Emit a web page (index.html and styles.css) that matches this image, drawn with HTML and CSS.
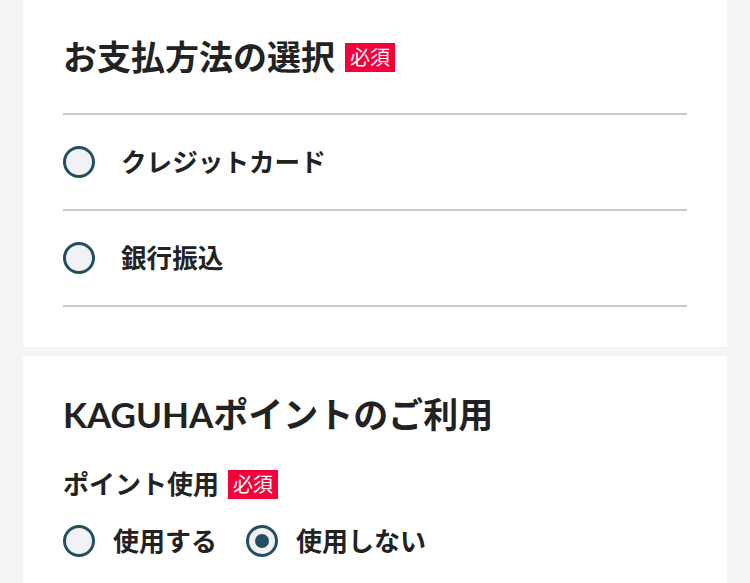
FILE: index.html
```html
<!DOCTYPE html>
<html lang="ja">
<head>
<meta charset="utf-8">
<link rel="stylesheet" href="styles.css">
</head>
<body>
<main class="page">
  <section class="card card-pay">
    <h2 class="title">お支払方法の選択<span class="badge">必須</span></h2>
    <ul class="options">
      <li class="option"><span class="radio"></span><span class="option-label">クレジットカード</span></li>
      <li class="option"><span class="radio"></span><span class="option-label">銀行振込</span></li>
    </ul>
  </section>
  <section class="card card-point">
    <h2 class="title title-point">KAGUHAポイントのご利用</h2>
    <div class="field-label">ポイント使用<span class="badge badge-sm">必須</span></div>
    <div class="choice-row">
      <label class="choice"><span class="radio"></span><span class="choice-label">使用する</span></label>
      <label class="choice"><span class="radio radio-checked"></span><span class="choice-label">使用しない</span></label>
    </div>
  </section>
</main>
</body>
</html>
```
FILE: styles.css
```css
html, body {
  margin: 0;
  padding: 0;
  background: #f4f4f4;
}
body {
  font-family: Lato, "Noto Sans CJK JP", sans-serif;
  color: #222222;
}
.page {
  display: flex;
  flex-direction: column;
  gap: 9px;
  padding: 0 23px;
}
.card {
  background: #ffffff;
  padding: 0 40px;
}
.card-pay {
  padding-top: 33px;
  padding-bottom: 40px;
}
.card-point {
  padding-top: 34px;
  padding-bottom: 40px;
}
.title {
  margin: 0;
  font-size: 34px;
  line-height: 48px;
  font-weight: 700;
  display: flex;
  align-items: center;
}
.title-point {
  font-size: 35px;
}
.badge {
  display: inline-block;
  background: #f5003b;
  color: #ffffff;
  font-size: 20px;
  line-height: 29px;
  font-weight: 400;
  padding: 0 5px;
  margin-left: 10px;
}
.options {
  list-style: none;
  margin: 32px 0 0;
  padding: 0;
  border-top: 2px solid #cacaca;
}
.option {
  height: 94px;
  border-bottom: 2px solid #cacaca;
  display: flex;
  align-items: center;
}
.radio {
  box-sizing: border-box;
  width: 32px;
  height: 32px;
  border: 3px solid #244f60;
  border-radius: 50%;
  background: #f2f2f2;
  flex: none;
  display: flex;
  align-items: center;
  justify-content: center;
}
.radio-checked::after {
  content: "";
  width: 14px;
  height: 14px;
  border-radius: 50%;
  background: #244f60;
}
.option-label {
  margin-left: 26px;
  font-size: 25.6px;
  font-weight: 700;
  line-height: 36px;
}
.field-label {
  margin-top: 28px;
  font-size: 26px;
  line-height: 36px;
  font-weight: 700;
  display: flex;
  align-items: center;
}
.badge-sm {
  margin-left: 9px;
}
.choice-row {
  margin-top: 21px;
  display: flex;
  align-items: center;
  gap: 29px;
}
.choice {
  display: flex;
  align-items: center;
  gap: 18px;
}
.choice-label {
  font-size: 26px;
  line-height: 36px;
  font-weight: 700;
}
```
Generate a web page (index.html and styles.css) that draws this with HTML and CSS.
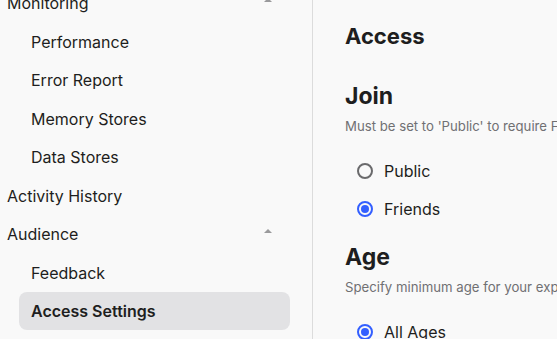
FILE: index.html
```html
<!DOCTYPE html>
<html>
<head>
<meta charset="utf-8">
<link rel="stylesheet" href="styles.css">
</head>
<body>
<div class="app">
  <nav class="sidebar">
    <div class="nav-item top">Monitoring<span class="caret"></span></div>
    <div class="nav-item sub">Performance</div>
    <div class="nav-item sub">Error Report</div>
    <div class="nav-item sub">Memory Stores</div>
    <div class="nav-item sub">Data Stores</div>
    <div class="nav-item top">Activity History</div>
    <div class="nav-item top">Audience<span class="caret"></span></div>
    <div class="nav-item sub">Feedback</div>
    <div class="nav-item sub active">Access Settings</div>
  </nav>
  <main class="content">
    <h1 class="page-title">Access</h1>
    <section class="section">
      <h2 class="section-title">Join</h2>
      <p class="section-desc">Must be set to 'Public' to require Friends for access to your experience.</p>
      <div class="radio-group">
        <label class="radio"><span class="radio-dot"></span>Public</label>
        <label class="radio"><span class="radio-dot checked"></span>Friends</label>
      </div>
    </section>
    <section class="section">
      <h2 class="section-title">Age</h2>
      <p class="section-desc">Specify minimum age for your experience.</p>
      <div class="radio-group">
        <label class="radio"><span class="radio-dot checked"></span>All Ages</label>
      </div>
    </section>
  </main>
</div>
</body>
</html>
```

FILE: styles.css
```css
* { box-sizing: border-box; }
html, body { margin: 0; padding: 0; }
body {
  background: #f9f9f9;
  font-family: Inter, "Noto Sans", sans-serif;
  color: #1e1e20;
  overflow: hidden;
  width: 557px;
  height: 339px;
}
.app {
  display: flex;
  height: 339px;
}
.sidebar {
  width: 313px;
  flex: none;
  border-right: 1px solid #dcdcdc;
  margin-top: -16px;
  padding-right: 22px;
}
.nav-item {
  height: 38.5px;
  display: flex;
  align-items: center;
  font-size: 16px;
  position: relative;
}
.nav-item.top { padding-left: 7px; }
.nav-item.sub { margin-left: 19px; padding-left: 12px; border-radius: 8px; }
.nav-item.active {
  background: #e2e2e4;
  font-weight: 600;
  height: 38px;
}
.caret {
  margin-left: auto;
  margin-right: 18px;
  width: 0; height: 0;
  border-left: 4px solid transparent;
  border-right: 4px solid transparent;
  border-bottom: 4px solid #9a9a9c;
  transform: translateY(-3px);
}
.content {
  padding: 19px 0 0 32px;
  flex: 1;
  white-space: nowrap;
  overflow: hidden;
}
.page-title {
  margin: 0;
  font-size: 22px;
  font-weight: 700;
  line-height: 34px;
}
.section { margin-top: 29px; }
.section + .section { margin-top: 15px; }
.section-title {
  margin: 0;
  font-size: 23px;
  font-weight: 700;
  line-height: 28px;
}
.section-desc {
  margin: 8px 0 0;
  font-size: 13.2px;
  color: #707073;
  line-height: 16px;
}
.radio-group {
  display: flex;
  flex-direction: column;
  margin-top: 18px;
}
.radio {
  display: flex;
  align-items: center;
  height: 38px;
  font-size: 16px;
  padding-left: 12px;
}
.radio-dot {
  width: 16px;
  height: 16px;
  border-radius: 50%;
  border: 2px solid #6a6a6c;
  margin-right: 11px;
  flex: none;
  position: relative;
}
.radio-dot.checked {
  border-color: #335fff;
}
.radio-dot.checked::after {
  content: "";
  position: absolute;
  left: 2px; top: 2px;
  width: 8px; height: 8px;
  border-radius: 50%;
  background: #335fff;
}
```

++++++++++++++++++++

• _DIRECTIONS FOR THIS TASK_:
Identify each line in the records above containing the word "that"; copy those lines.

• _SOLUTION TO THIS EXERCISE_:
Emit a web page (index.html and styles.css) that matches this image, drawn with HTML and CSS.
Generate a web page (index.html and styles.css) that draws this with HTML and CSS.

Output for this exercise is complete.